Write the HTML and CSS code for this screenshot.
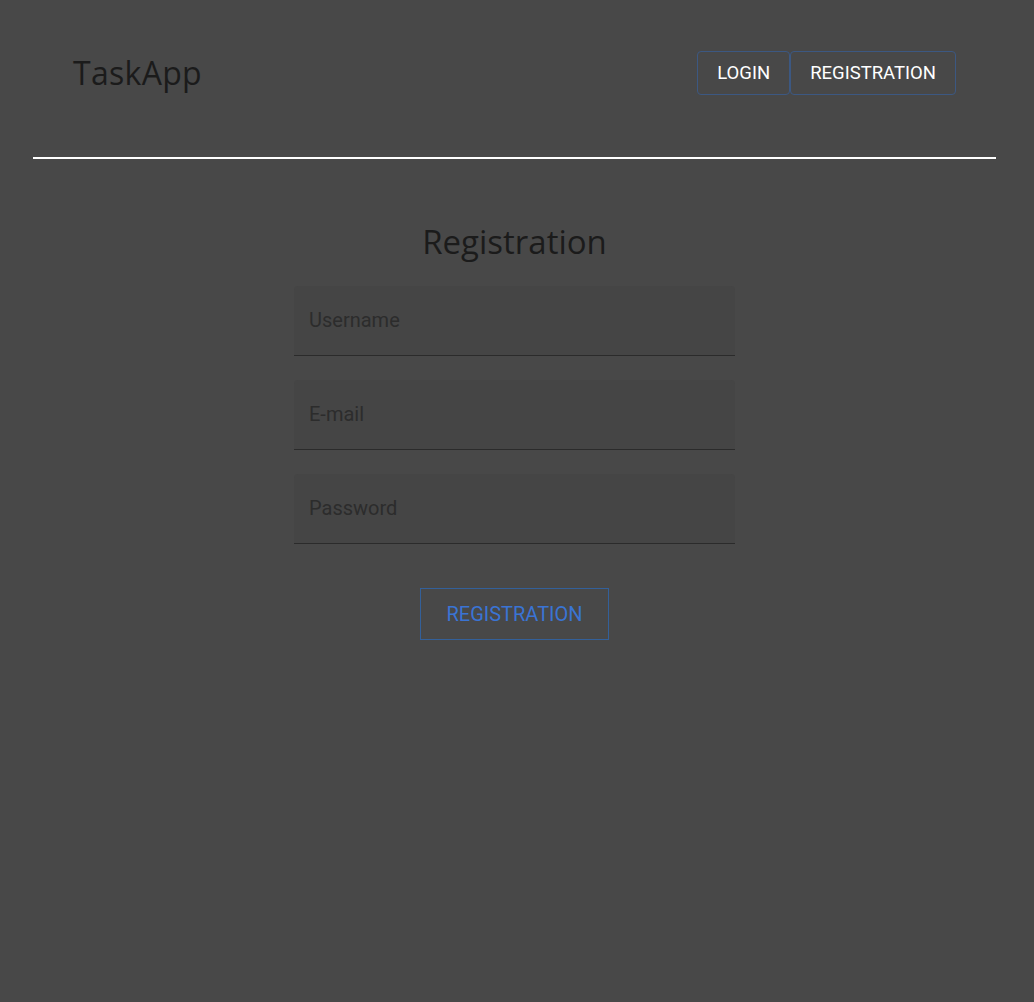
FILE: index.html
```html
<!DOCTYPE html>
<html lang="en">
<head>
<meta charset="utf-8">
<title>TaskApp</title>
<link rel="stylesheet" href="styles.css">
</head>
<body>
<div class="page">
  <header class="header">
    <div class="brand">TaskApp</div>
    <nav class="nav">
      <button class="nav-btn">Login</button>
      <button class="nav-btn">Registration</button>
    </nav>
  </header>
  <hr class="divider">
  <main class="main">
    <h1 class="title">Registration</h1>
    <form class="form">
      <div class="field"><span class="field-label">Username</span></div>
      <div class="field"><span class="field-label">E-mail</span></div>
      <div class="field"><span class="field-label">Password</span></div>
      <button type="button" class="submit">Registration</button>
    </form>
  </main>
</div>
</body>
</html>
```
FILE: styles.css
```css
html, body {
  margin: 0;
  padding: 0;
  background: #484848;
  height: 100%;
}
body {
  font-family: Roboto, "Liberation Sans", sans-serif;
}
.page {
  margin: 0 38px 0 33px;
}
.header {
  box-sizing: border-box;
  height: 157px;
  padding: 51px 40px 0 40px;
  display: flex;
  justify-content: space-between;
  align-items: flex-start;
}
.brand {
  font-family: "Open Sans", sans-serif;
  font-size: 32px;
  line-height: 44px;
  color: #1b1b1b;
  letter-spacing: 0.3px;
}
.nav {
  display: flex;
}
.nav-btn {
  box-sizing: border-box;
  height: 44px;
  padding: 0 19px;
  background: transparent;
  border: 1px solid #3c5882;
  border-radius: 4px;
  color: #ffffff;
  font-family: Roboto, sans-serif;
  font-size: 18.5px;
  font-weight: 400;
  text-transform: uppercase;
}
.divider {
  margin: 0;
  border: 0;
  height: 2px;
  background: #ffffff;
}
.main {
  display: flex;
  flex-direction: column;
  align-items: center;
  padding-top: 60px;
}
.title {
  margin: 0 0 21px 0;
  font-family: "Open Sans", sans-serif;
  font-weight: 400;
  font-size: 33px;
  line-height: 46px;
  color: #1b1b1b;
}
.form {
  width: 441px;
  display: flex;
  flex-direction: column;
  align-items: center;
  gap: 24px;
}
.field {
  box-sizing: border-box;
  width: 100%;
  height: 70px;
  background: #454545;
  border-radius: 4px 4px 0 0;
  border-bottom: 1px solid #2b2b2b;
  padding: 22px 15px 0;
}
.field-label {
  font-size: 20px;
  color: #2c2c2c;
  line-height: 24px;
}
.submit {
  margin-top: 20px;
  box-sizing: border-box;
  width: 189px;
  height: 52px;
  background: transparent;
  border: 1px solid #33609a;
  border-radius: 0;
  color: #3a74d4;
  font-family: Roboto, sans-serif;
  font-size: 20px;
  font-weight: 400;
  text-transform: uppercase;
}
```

■ Directions for this task: Repeat the full listing above exactly, with no pictures in the copy.

■ Task answer:
Write the HTML and CSS code for this screenshot.
FILE: index.html
```html
<!DOCTYPE html>
<html lang="en">
<head>
<meta charset="utf-8">
<title>TaskApp</title>
<link rel="stylesheet" href="styles.css">
</head>
<body>
<div class="page">
  <header class="header">
    <div class="brand">TaskApp</div>
    <nav class="nav">
      <button class="nav-btn">Login</button>
      <button class="nav-btn">Registration</button>
    </nav>
  </header>
  <hr class="divider">
  <main class="main">
    <h1 class="title">Registration</h1>
    <form class="form">
      <div class="field"><span class="field-label">Username</span></div>
      <div class="field"><span class="field-label">E-mail</span></div>
      <div class="field"><span class="field-label">Password</span></div>
      <button type="button" class="submit">Registration</button>
    </form>
  </main>
</div>
</body>
</html>
```
FILE: styles.css
```css
html, body {
  margin: 0;
  padding: 0;
  background: #484848;
  height: 100%;
}
body {
  font-family: Roboto, "Liberation Sans", sans-serif;
}
.page {
  margin: 0 38px 0 33px;
}
.header {
  box-sizing: border-box;
  height: 157px;
  padding: 51px 40px 0 40px;
  display: flex;
  justify-content: space-between;
  align-items: flex-start;
}
.brand {
  font-family: "Open Sans", sans-serif;
  font-size: 32px;
  line-height: 44px;
  color: #1b1b1b;
  letter-spacing: 0.3px;
}
.nav {
  display: flex;
}
.nav-btn {
  box-sizing: border-box;
  height: 44px;
  padding: 0 19px;
  background: transparent;
  border: 1px solid #3c5882;
  border-radius: 4px;
  color: #ffffff;
  font-family: Roboto, sans-serif;
  font-size: 18.5px;
  font-weight: 400;
  text-transform: uppercase;
}
.divider {
  margin: 0;
  border: 0;
  height: 2px;
  background: #ffffff;
}
.main {
  display: flex;
  flex-direction: column;
  align-items: center;
  padding-top: 60px;
}
.title {
  margin: 0 0 21px 0;
  font-family: "Open Sans", sans-serif;
  font-weight: 400;
  font-size: 33px;
  line-height: 46px;
  color: #1b1b1b;
}
.form {
  width: 441px;
  display: flex;
  flex-direction: column;
  align-items: center;
  gap: 24px;
}
.field {
  box-sizing: border-box;
  width: 100%;
  height: 70px;
  background: #454545;
  border-radius: 4px 4px 0 0;
  border-bottom: 1px solid #2b2b2b;
  padding: 22px 15px 0;
}
.field-label {
  font-size: 20px;
  color: #2c2c2c;
  line-height: 24px;
}
.submit {
  margin-top: 20px;
  box-sizing: border-box;
  width: 189px;
  height: 52px;
  background: transparent;
  border: 1px solid #33609a;
  border-radius: 0;
  color: #3a74d4;
  font-family: Roboto, sans-serif;
  font-size: 20px;
  font-weight: 400;
  text-transform: uppercase;
}
```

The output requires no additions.